The safe disposal of radioactive waste arising from experimental fission studies at CERN is a key objective for the organisation; "As a by-product of our experimental activities at the ISOLDE on-line isotope mass separator facility, the site has a stockpile of spent uranium and thorium carbide targets from which we have produced fission product gases. These wastes have historically been stored on site and have gradually accumulated, awaiting the development of a suitable processing route for conversion of the material into a waste form that is acceptable to the Swiss authorities" [c]. In 2010, CERN instigated IAC funding for a 2-year research project to develop a process for the controlled chemical conversion of their uranium carbide fission targets into an acceptable waste form. Scott's research has solved this specific problem; "It is considered that the work conducted by Dr Scott and his team has allowed us to develop and implement (from scratch) a processing route for our radioactive fission target wastes. This has had a direct and positive bearing on the operations at the ISOLDE facility and at CERN in general" [c]. This method for processing ISOLDE fission wastes has "constituted the building of a specialist hot-cell facility for handling waste targets and a gas treatment system for converting the targets. This investment was in the order of 1.4 million Euros" [c]. Indirect beneficiaries of this programme includes other EU research facilities such as the SPIRAL2 project at GANIL, Caen, France and the SPES project at INFN, Italy. According to CERN: "Members of these facilities are already enquiring about the work done by the University of Bristol in order to assume the elimination pathway of their actinide material".

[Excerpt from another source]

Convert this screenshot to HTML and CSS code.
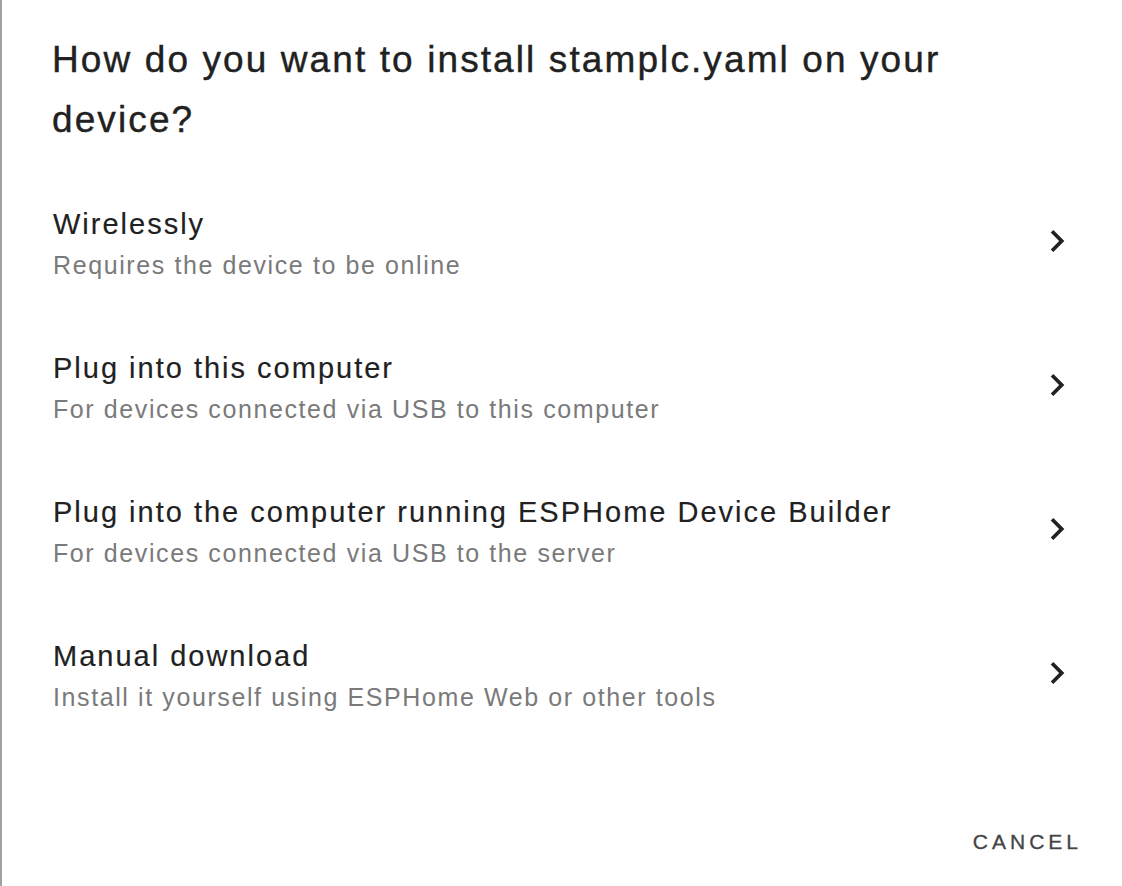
FILE: index.html
```html
<!DOCTYPE html>
<html lang="en">
<head>
<meta charset="utf-8">
<title>Install</title>
<link rel="stylesheet" href="styles.css">
</head>
<body>
<div class="dialog">
  <h2 class="title">How do you want to install stamplc.yaml on your device?</h2>
  <div class="list">
    <div class="item">
      <div class="text">
        <div class="primary">Wirelessly</div>
        <div class="secondary">Requires the device to be online</div>
      </div>
      <svg class="chev" viewBox="0 0 24 24"><path d="M10 6L8.59 7.41 13.17 12l-4.58 4.59L10 18l6-6z"/></svg>
    </div>
    <div class="item">
      <div class="text">
        <div class="primary">Plug into this computer</div>
        <div class="secondary">For devices connected via USB to this computer</div>
      </div>
      <svg class="chev" viewBox="0 0 24 24"><path d="M10 6L8.59 7.41 13.17 12l-4.58 4.59L10 18l6-6z"/></svg>
    </div>
    <div class="item">
      <div class="text">
        <div class="primary">Plug into the computer running ESPHome Device Builder</div>
        <div class="secondary">For devices connected via USB to the server</div>
      </div>
      <svg class="chev" viewBox="0 0 24 24"><path d="M10 6L8.59 7.41 13.17 12l-4.58 4.59L10 18l6-6z"/></svg>
    </div>
    <div class="item">
      <div class="text">
        <div class="primary">Manual download</div>
        <div class="secondary">Install it yourself using ESPHome Web or other tools</div>
      </div>
      <svg class="chev" viewBox="0 0 24 24"><path d="M10 6L8.59 7.41 13.17 12l-4.58 4.59L10 18l6-6z"/></svg>
    </div>
  </div>
  <div class="actions">
    <button class="cancel">CANCEL</button>
  </div>
</div>
</body>
</html>
```

FILE: styles.css
```css
html, body {
  margin: 0;
  padding: 0;
  background: #ffffff;
}
body {
  font-family: "Liberation Sans", Arial, sans-serif;
  color: #212121;
}
.dialog {
  box-sizing: border-box;
  height: 886px;
  border-left: 2px solid #a2a2a2;
  display: flex;
  flex-direction: column;
}
.title {
  margin: 0;
  padding: 30px 150px 0 50px;
  font-size: 37px;
  line-height: 60px;
  font-weight: normal;
  letter-spacing: 2.1px;
  -webkit-text-stroke: 0.4px #212121;
  color: #212121;
}
.list {
  padding-top: 21px;
  display: flex;
  flex-direction: column;
}
.item {
  height: 144px;
  display: flex;
  align-items: center;
  padding: 0 43px 0 51px;
}
.text {
  flex: 1;
}
.primary {
  font-size: 29px;
  line-height: 36px;
  letter-spacing: 2px;
  -webkit-text-stroke: 0.15px #212121;
  color: #212121;
}
.secondary {
  margin-top: 7px;
  font-size: 25px;
  line-height: 32px;
  letter-spacing: 1.6px;
  color: #7a7a7a;
}
.chev {
  width: 44px;
  height: 44px;
  fill: #212121;
  margin-top: -4px;
}
.actions {
  margin-top: auto;
  display: flex;
  justify-content: flex-end;
  padding: 0 28px 22px 0;
}
.cancel {
  border: 0;
  background: transparent;
  font-family: "Liberation Sans", Arial, sans-serif;
  font-size: 21px;
  letter-spacing: 4px;
  -webkit-text-stroke: 0.3px #444444;
  color: #444444;
  padding: 10px 12px;
}
```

Other indirect beneficiaries include the UK public and the US public through trans-Atlantic sharing of information between AWE and the Department of Defence. Impact, as a pull-through, is garnered through the uptake of advice and change to protocols; be it from changing the way uranium and uranium carbide are stored or processed through to improved understanding of the reactive chemistry of uranium in different possible storage environments.

Sources to corroborate the impact

[a] Letter of support from AWE (TS), Dr David Geeson, Head of Materials Science. Supports all claims made related to research and research findings with the AWE. National security sensitivities dictate that they cannot disclose more detailed and specific information.

[b] Letter of support from Sellafield (TS); Ed Butcher, Technical Lead for the Sellafield CoE in Uranium and Reactive metals. Supports all claims relating to the Bristol-SL relationship; including the research being conducted and fit with the various legacy programmes.

[c] Letter of support from Dr Richard Catherall, Technical Lead for the ISOLDE facility at CERN, Geneva. Support claims regarding development of thermal processes for fission wastes arising at CERN.

[d] Britain's nuclear spending soars amid defence cuts. The Observer. Sunday 2^nd October 2011. Jamie Doward. http://www.theguardian.com/uk/2011/oct/02/ministry-of-defence- nuclear-spending-project-pegasus. Supports claims about the cost of running the Aldermaston activity.

[e] National Audit Office. Managing risk reduction at Sellafield. Nuclear Decommissioning Authority.Report by the Comptroller and Auditor General. Ordered by the House of Commons (2012). Supports claims relating to the intolerable nuclear risks posed by the Sellafield site.